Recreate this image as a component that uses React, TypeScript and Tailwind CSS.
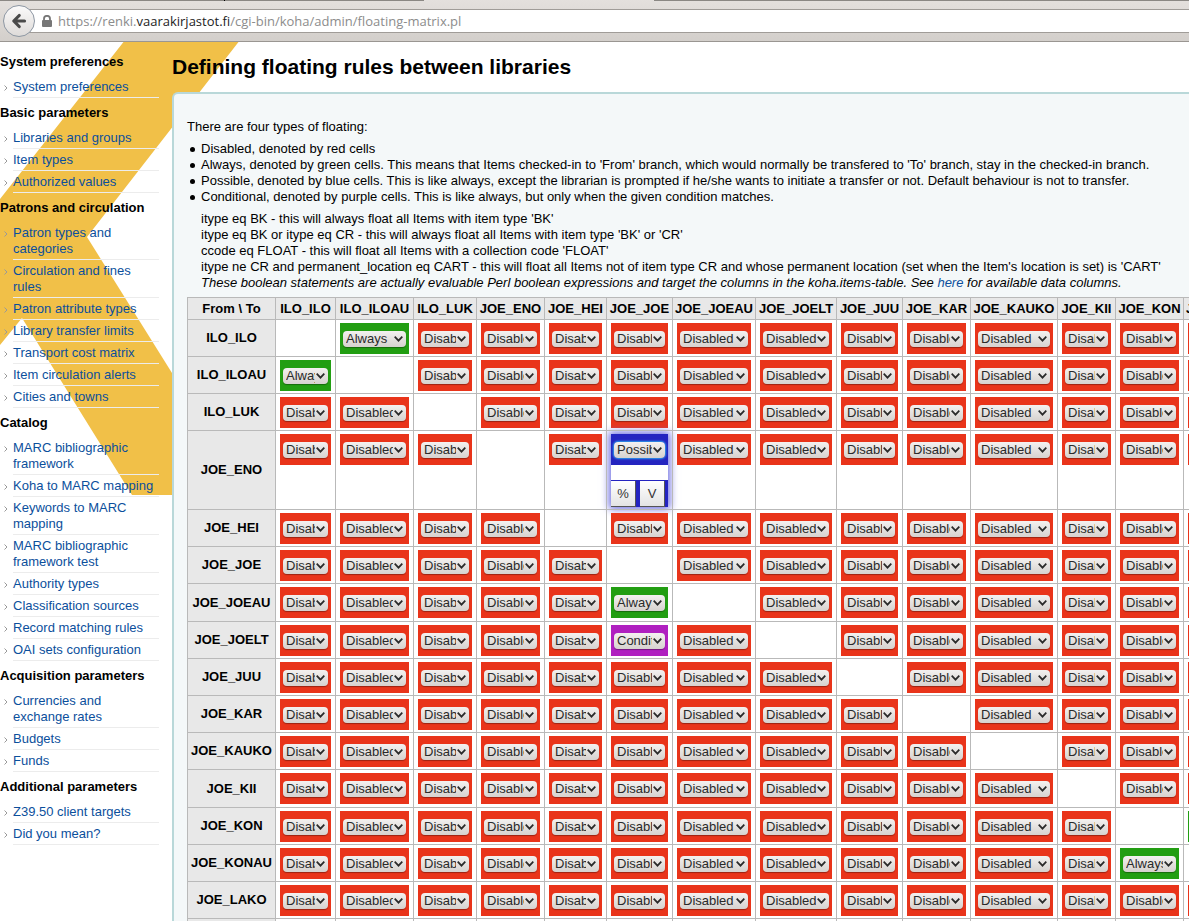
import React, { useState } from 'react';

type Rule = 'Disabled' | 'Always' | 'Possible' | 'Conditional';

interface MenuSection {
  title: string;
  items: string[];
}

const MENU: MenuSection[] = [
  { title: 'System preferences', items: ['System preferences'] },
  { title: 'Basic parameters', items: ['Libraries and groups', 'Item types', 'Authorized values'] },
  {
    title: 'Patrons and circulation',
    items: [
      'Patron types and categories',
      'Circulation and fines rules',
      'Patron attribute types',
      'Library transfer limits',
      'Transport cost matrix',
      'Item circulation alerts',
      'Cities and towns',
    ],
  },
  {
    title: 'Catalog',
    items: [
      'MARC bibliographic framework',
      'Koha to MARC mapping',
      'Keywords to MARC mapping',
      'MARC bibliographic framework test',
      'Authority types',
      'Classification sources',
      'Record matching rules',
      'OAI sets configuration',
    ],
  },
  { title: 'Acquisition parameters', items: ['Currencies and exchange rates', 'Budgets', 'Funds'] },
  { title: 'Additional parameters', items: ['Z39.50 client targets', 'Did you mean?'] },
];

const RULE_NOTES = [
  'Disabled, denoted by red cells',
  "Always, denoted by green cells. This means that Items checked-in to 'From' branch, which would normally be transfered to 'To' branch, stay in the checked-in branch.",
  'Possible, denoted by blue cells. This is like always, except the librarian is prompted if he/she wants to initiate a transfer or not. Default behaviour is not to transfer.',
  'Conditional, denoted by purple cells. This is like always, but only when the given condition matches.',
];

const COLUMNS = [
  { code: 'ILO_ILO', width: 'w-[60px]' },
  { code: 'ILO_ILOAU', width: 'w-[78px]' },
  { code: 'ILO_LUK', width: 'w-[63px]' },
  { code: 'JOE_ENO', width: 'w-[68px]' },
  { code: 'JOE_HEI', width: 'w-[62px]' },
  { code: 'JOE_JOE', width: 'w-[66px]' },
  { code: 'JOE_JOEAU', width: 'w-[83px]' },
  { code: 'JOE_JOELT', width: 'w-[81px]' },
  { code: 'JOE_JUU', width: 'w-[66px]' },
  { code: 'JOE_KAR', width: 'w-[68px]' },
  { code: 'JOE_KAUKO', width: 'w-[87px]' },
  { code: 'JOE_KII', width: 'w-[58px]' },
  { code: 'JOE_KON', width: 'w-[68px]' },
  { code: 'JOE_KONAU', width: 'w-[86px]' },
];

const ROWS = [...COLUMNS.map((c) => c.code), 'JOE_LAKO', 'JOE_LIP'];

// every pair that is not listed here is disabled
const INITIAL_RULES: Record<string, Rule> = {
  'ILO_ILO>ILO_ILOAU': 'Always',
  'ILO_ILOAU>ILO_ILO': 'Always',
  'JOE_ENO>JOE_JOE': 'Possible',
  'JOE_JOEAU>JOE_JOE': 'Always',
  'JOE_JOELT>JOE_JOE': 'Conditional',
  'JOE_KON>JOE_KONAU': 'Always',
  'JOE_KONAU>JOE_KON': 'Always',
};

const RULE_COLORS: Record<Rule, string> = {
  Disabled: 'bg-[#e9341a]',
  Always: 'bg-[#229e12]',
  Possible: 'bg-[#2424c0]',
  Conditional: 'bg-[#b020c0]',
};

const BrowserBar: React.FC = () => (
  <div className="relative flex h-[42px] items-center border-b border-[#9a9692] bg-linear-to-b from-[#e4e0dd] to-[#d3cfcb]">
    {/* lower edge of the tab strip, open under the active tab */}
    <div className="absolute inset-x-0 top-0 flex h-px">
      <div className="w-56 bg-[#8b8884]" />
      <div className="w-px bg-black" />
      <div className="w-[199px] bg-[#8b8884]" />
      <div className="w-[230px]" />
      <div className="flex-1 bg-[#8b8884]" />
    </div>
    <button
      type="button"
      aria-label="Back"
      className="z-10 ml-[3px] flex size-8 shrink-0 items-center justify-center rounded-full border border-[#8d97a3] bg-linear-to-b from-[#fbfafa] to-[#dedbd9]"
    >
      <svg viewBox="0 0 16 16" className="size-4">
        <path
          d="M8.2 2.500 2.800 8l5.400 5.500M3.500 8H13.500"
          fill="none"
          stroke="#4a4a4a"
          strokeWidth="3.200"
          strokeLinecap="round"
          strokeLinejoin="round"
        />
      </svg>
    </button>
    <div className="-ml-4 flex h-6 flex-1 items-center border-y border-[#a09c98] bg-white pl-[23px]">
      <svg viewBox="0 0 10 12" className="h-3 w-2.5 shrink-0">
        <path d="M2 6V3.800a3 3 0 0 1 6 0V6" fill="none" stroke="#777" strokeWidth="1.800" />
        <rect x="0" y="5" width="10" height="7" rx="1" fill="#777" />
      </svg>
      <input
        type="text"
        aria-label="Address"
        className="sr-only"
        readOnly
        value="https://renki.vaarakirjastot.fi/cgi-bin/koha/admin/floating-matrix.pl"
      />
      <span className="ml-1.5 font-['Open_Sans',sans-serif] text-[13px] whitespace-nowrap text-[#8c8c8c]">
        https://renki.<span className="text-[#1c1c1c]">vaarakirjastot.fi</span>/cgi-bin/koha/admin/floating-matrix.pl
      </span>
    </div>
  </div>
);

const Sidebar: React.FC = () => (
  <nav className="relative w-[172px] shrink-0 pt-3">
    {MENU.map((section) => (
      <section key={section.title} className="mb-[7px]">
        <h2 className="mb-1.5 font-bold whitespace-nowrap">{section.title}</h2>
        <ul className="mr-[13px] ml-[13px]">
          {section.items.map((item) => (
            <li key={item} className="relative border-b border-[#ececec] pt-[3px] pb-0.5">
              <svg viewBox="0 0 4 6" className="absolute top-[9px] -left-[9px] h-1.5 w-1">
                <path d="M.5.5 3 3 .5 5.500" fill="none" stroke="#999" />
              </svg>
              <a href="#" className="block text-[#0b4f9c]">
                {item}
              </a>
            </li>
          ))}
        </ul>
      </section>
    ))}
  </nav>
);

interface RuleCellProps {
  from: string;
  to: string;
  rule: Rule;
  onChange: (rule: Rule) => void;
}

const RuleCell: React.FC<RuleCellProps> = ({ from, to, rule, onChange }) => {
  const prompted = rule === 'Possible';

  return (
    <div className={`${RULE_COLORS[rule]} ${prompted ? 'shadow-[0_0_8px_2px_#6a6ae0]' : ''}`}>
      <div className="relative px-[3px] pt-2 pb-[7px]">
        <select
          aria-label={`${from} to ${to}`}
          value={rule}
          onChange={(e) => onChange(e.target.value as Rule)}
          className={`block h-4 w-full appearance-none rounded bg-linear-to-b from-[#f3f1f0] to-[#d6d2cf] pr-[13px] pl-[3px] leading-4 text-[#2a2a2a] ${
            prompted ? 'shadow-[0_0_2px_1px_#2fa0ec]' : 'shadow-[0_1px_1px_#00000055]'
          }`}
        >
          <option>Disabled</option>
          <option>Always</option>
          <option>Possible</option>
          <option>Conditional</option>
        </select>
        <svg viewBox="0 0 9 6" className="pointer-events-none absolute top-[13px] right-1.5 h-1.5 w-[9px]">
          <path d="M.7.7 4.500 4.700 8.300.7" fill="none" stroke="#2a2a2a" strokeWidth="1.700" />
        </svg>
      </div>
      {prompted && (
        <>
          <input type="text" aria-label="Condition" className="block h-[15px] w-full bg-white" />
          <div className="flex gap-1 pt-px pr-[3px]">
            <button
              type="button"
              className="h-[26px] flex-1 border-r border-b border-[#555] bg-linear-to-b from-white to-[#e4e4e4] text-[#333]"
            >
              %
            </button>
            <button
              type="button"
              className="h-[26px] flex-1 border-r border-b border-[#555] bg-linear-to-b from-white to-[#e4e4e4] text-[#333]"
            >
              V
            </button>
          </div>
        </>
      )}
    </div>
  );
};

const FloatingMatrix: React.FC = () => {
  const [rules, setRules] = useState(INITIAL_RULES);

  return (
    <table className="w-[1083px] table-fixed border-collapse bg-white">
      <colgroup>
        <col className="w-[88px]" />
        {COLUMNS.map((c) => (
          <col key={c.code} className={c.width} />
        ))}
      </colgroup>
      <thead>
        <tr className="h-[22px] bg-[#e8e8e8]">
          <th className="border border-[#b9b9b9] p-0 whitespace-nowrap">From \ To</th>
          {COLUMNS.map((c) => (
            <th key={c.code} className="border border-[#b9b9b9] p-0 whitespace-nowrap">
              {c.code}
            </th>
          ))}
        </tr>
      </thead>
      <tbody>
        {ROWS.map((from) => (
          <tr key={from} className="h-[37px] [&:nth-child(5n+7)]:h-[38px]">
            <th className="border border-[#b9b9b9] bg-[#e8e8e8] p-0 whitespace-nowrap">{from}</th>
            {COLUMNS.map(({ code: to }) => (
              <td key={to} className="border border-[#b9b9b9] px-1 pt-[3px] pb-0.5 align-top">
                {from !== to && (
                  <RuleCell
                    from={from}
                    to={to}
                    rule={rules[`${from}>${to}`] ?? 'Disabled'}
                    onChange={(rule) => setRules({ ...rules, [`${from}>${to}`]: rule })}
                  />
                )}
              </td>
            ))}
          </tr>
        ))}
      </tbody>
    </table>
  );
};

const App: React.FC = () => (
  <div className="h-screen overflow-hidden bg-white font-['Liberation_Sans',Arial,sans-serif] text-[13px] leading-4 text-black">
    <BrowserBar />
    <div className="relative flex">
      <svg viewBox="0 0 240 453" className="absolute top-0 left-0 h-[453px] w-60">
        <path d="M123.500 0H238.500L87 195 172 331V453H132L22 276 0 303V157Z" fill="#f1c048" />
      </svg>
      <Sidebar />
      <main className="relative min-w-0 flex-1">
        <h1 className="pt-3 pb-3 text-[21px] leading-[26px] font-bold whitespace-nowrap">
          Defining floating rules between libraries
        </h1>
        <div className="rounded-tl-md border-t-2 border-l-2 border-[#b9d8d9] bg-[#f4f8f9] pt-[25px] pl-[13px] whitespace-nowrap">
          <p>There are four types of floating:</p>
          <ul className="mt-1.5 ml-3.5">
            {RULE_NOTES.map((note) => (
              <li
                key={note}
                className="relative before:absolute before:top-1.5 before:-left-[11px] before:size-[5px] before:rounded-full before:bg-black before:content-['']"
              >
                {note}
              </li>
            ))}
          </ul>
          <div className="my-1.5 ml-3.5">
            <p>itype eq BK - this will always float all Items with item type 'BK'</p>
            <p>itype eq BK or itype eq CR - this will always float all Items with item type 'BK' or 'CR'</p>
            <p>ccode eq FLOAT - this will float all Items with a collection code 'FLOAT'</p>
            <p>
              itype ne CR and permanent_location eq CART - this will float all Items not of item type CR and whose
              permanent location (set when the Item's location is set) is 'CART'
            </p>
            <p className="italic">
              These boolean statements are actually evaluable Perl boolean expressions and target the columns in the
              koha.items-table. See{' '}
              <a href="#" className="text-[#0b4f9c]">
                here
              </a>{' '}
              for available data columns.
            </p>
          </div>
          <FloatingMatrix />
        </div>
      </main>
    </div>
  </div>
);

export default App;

---

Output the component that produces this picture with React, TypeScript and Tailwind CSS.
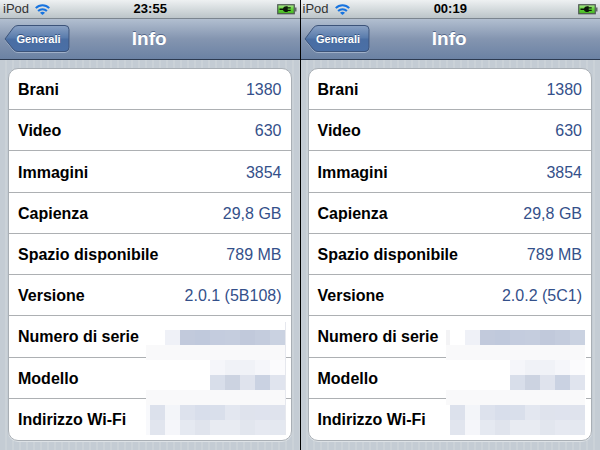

#### [Exercise goal]
Report every line containing the word "that" from the listing above.

#### [Result of the task]
Recreate this image as a component that uses React, TypeScript and Tailwind CSS.
  "Always, denoted by green cells. This means that Items checked-in to 'From' branch, which would normally be transfered to 'To' branch, stay in the checked-in branch.",
// every pair that is not listed here is disabled
Output the component that produces this picture with React, TypeScript and Tailwind CSS.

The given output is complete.